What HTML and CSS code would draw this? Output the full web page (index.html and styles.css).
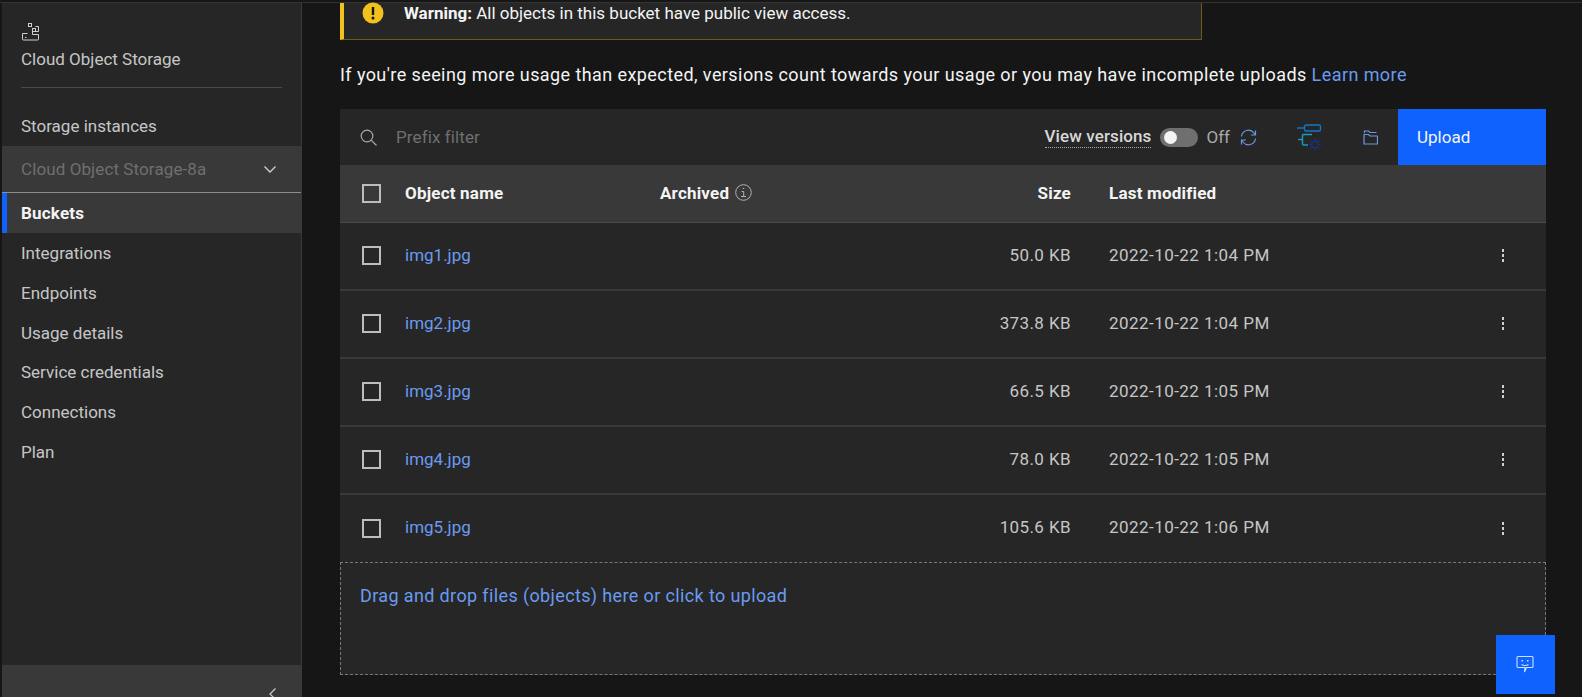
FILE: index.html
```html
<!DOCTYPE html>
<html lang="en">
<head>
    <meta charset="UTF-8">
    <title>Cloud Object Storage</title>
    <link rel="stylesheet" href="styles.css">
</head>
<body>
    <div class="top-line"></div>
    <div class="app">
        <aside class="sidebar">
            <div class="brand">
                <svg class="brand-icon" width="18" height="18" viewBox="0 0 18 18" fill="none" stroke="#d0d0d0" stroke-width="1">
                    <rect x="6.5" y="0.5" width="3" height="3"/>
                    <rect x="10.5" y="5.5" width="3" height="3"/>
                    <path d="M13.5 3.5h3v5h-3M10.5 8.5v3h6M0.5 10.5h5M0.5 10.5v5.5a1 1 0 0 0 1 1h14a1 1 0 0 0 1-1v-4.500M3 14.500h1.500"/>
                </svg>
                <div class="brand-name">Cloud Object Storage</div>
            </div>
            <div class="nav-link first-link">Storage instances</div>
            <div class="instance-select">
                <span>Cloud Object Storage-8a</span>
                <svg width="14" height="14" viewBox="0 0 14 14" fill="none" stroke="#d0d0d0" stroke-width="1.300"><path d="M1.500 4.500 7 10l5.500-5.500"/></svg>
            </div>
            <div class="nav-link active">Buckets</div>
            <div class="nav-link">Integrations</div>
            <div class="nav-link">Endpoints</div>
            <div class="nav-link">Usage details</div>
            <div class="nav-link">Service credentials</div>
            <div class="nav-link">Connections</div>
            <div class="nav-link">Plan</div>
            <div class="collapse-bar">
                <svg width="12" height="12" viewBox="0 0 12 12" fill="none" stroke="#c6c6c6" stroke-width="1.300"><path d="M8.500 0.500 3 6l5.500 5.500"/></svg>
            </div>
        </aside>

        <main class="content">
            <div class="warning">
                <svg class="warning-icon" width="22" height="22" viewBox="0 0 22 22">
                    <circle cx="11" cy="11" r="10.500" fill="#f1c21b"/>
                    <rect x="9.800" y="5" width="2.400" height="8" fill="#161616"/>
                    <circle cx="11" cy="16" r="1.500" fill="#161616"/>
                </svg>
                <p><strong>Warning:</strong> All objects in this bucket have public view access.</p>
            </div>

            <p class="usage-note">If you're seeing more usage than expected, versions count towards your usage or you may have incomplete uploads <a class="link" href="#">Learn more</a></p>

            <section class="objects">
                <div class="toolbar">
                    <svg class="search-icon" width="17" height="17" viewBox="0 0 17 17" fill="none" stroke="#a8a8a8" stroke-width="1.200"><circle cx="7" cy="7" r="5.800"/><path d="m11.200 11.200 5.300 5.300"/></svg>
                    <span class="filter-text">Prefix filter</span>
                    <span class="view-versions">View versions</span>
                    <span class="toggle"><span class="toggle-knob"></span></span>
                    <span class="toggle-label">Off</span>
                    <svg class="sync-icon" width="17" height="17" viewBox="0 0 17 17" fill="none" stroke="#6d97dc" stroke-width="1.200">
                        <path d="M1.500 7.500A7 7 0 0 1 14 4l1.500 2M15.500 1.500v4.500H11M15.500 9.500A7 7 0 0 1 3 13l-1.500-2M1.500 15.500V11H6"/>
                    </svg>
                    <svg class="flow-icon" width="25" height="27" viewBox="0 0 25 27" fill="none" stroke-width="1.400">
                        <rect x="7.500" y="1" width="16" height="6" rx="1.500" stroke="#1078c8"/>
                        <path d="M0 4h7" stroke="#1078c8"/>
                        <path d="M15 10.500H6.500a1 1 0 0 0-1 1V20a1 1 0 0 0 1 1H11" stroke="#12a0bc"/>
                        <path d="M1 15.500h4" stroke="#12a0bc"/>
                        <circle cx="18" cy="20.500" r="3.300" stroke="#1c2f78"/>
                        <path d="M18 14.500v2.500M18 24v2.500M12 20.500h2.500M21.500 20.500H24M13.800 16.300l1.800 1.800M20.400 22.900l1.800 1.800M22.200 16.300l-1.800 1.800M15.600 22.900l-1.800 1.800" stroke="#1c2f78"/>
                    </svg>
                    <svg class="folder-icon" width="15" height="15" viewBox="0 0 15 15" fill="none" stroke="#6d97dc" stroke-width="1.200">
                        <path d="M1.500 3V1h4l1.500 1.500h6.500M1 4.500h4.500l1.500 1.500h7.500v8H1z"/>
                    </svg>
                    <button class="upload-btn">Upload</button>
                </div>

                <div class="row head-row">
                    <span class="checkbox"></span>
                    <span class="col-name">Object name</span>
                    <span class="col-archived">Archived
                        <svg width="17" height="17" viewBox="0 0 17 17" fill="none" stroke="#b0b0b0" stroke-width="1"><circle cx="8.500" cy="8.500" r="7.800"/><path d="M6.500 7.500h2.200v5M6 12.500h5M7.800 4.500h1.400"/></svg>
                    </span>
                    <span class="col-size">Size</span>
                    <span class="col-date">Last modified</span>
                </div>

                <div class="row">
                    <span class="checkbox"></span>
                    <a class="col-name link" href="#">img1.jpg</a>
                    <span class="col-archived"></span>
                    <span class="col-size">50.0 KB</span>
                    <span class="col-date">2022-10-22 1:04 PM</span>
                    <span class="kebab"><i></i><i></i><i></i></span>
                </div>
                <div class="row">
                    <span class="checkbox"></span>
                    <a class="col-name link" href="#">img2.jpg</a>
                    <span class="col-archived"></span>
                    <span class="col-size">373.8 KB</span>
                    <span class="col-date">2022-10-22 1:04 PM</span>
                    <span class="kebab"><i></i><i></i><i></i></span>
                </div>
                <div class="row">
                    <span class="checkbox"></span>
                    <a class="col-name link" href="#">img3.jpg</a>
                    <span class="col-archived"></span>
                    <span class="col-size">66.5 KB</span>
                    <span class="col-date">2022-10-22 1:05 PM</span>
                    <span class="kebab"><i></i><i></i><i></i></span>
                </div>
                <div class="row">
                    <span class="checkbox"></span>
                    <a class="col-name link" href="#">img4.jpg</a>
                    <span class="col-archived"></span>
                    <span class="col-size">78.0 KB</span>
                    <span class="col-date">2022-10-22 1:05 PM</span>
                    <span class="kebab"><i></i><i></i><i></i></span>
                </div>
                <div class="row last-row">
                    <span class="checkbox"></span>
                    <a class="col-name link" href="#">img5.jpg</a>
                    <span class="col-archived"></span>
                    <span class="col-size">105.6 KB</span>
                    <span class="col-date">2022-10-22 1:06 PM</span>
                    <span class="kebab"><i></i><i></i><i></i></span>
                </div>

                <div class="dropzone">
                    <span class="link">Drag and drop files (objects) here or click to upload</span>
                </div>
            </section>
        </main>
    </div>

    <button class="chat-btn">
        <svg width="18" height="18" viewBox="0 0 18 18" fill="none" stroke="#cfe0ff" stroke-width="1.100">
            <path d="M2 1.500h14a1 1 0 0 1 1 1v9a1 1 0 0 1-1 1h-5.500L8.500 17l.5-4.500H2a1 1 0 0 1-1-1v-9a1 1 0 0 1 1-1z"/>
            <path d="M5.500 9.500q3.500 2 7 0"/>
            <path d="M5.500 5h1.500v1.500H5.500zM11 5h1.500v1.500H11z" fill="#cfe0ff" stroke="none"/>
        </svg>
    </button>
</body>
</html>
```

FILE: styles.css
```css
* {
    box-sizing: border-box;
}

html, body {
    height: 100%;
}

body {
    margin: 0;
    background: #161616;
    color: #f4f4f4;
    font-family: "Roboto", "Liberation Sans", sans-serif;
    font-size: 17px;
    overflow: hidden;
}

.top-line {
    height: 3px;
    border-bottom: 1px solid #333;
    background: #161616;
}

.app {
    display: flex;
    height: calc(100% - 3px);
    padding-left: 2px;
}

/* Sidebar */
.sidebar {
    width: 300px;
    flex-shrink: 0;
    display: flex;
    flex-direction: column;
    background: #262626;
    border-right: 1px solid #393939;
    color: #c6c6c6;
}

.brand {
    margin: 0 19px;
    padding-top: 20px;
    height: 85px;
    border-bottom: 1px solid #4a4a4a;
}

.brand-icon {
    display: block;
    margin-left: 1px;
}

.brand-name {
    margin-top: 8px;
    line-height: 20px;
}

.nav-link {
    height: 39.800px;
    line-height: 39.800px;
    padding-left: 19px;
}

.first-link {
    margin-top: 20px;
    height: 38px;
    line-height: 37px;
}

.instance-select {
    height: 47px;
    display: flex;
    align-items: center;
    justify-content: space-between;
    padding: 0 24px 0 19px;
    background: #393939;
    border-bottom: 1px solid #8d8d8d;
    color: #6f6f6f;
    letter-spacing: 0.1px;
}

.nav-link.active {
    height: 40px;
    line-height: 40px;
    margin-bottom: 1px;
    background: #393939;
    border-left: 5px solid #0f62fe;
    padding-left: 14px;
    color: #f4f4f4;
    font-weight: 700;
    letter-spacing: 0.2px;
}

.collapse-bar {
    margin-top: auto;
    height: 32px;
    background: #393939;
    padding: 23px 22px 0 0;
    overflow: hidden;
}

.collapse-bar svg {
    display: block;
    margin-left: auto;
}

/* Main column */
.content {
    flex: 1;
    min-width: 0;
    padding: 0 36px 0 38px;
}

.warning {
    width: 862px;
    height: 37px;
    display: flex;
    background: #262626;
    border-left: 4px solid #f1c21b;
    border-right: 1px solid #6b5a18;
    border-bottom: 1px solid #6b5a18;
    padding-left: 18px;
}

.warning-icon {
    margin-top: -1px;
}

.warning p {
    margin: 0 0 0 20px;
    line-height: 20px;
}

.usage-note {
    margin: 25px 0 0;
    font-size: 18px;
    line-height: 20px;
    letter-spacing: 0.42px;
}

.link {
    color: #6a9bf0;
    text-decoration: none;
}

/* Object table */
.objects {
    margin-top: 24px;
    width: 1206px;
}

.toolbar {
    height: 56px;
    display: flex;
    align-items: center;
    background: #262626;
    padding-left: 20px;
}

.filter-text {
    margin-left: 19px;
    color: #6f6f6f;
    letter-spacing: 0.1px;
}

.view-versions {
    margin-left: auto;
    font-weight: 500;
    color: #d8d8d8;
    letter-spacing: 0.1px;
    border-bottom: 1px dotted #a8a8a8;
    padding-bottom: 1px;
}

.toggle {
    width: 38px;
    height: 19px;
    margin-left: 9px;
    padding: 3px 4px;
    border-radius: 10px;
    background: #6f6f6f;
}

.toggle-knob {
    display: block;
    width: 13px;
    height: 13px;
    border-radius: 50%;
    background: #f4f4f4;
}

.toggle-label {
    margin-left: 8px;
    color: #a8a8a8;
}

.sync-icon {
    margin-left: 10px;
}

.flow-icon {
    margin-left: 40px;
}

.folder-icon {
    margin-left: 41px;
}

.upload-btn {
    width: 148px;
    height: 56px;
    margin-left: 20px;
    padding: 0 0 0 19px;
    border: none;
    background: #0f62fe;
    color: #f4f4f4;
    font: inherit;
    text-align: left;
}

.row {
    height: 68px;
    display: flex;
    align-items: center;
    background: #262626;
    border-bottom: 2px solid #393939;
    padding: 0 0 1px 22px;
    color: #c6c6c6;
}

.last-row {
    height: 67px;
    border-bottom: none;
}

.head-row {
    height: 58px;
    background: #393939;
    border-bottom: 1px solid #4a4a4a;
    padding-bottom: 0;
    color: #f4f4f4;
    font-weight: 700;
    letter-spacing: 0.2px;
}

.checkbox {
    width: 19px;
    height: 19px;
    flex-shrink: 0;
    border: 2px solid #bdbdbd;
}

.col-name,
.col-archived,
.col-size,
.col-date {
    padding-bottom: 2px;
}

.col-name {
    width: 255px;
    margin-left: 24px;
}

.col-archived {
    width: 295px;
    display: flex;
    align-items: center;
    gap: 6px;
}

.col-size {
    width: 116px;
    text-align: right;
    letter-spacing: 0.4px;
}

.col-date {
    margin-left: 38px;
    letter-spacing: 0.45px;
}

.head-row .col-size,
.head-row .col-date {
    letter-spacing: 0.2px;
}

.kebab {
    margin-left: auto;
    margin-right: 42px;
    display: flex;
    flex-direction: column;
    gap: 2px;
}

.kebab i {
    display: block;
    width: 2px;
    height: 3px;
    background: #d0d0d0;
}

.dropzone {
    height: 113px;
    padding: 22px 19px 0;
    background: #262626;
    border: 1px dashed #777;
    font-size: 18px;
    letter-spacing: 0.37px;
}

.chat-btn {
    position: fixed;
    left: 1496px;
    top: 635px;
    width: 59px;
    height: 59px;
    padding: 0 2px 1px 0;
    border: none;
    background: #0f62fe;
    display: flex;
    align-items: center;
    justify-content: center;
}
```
════════════════
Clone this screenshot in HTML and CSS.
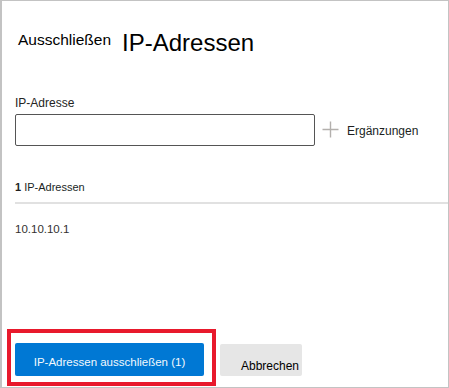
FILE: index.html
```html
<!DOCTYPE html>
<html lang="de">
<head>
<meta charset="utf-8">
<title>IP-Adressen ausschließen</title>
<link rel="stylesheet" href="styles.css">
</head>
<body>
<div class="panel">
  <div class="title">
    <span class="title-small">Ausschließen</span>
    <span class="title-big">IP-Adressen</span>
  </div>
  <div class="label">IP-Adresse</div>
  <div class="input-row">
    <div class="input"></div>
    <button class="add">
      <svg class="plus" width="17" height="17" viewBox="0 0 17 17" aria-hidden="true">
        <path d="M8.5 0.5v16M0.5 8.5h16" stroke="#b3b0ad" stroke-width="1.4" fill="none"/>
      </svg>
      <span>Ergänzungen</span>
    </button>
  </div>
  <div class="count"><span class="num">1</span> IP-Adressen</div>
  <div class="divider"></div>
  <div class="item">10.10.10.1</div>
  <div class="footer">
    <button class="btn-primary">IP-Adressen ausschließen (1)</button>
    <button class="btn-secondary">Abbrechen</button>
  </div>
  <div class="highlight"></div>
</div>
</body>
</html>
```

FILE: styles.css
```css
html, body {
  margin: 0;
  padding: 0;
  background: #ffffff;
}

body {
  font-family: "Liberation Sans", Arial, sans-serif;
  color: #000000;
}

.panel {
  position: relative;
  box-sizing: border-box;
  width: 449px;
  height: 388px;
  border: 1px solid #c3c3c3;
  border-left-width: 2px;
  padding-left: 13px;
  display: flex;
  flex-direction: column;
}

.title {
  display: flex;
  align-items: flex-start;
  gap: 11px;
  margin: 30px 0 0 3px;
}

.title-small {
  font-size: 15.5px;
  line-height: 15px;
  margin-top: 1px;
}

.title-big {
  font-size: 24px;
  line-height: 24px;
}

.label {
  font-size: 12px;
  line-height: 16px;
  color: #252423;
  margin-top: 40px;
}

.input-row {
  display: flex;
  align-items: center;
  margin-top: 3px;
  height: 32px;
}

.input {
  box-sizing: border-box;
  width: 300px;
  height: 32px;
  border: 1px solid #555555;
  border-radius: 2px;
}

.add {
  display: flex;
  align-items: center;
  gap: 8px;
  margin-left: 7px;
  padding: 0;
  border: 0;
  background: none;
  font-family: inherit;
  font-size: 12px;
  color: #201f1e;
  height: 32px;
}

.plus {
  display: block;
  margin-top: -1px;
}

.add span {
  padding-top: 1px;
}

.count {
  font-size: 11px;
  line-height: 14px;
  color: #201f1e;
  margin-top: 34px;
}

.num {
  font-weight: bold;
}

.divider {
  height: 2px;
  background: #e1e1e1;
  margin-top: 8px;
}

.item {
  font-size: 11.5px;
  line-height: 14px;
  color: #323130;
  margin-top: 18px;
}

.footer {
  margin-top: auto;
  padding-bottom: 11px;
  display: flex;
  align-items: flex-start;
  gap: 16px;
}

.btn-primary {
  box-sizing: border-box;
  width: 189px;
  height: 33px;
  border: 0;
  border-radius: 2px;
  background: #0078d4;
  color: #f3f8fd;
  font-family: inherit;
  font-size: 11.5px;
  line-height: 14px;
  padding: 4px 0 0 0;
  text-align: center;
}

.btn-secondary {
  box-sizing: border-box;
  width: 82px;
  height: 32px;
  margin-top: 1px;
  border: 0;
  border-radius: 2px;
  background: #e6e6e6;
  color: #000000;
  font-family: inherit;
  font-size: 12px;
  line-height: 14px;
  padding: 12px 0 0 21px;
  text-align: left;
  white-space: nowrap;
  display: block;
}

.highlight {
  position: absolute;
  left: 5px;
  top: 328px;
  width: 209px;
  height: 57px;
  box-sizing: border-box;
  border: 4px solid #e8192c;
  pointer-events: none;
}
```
════════════════
● What to work on:
From the entries above, pull out each line that includes "styles".

● The response:
What HTML and CSS code would draw this? Output the full web page (index.html and styles.css).
    <link rel="stylesheet" href="styles.css">
FILE: styles.css
<link rel="stylesheet" href="styles.css">
FILE: styles.css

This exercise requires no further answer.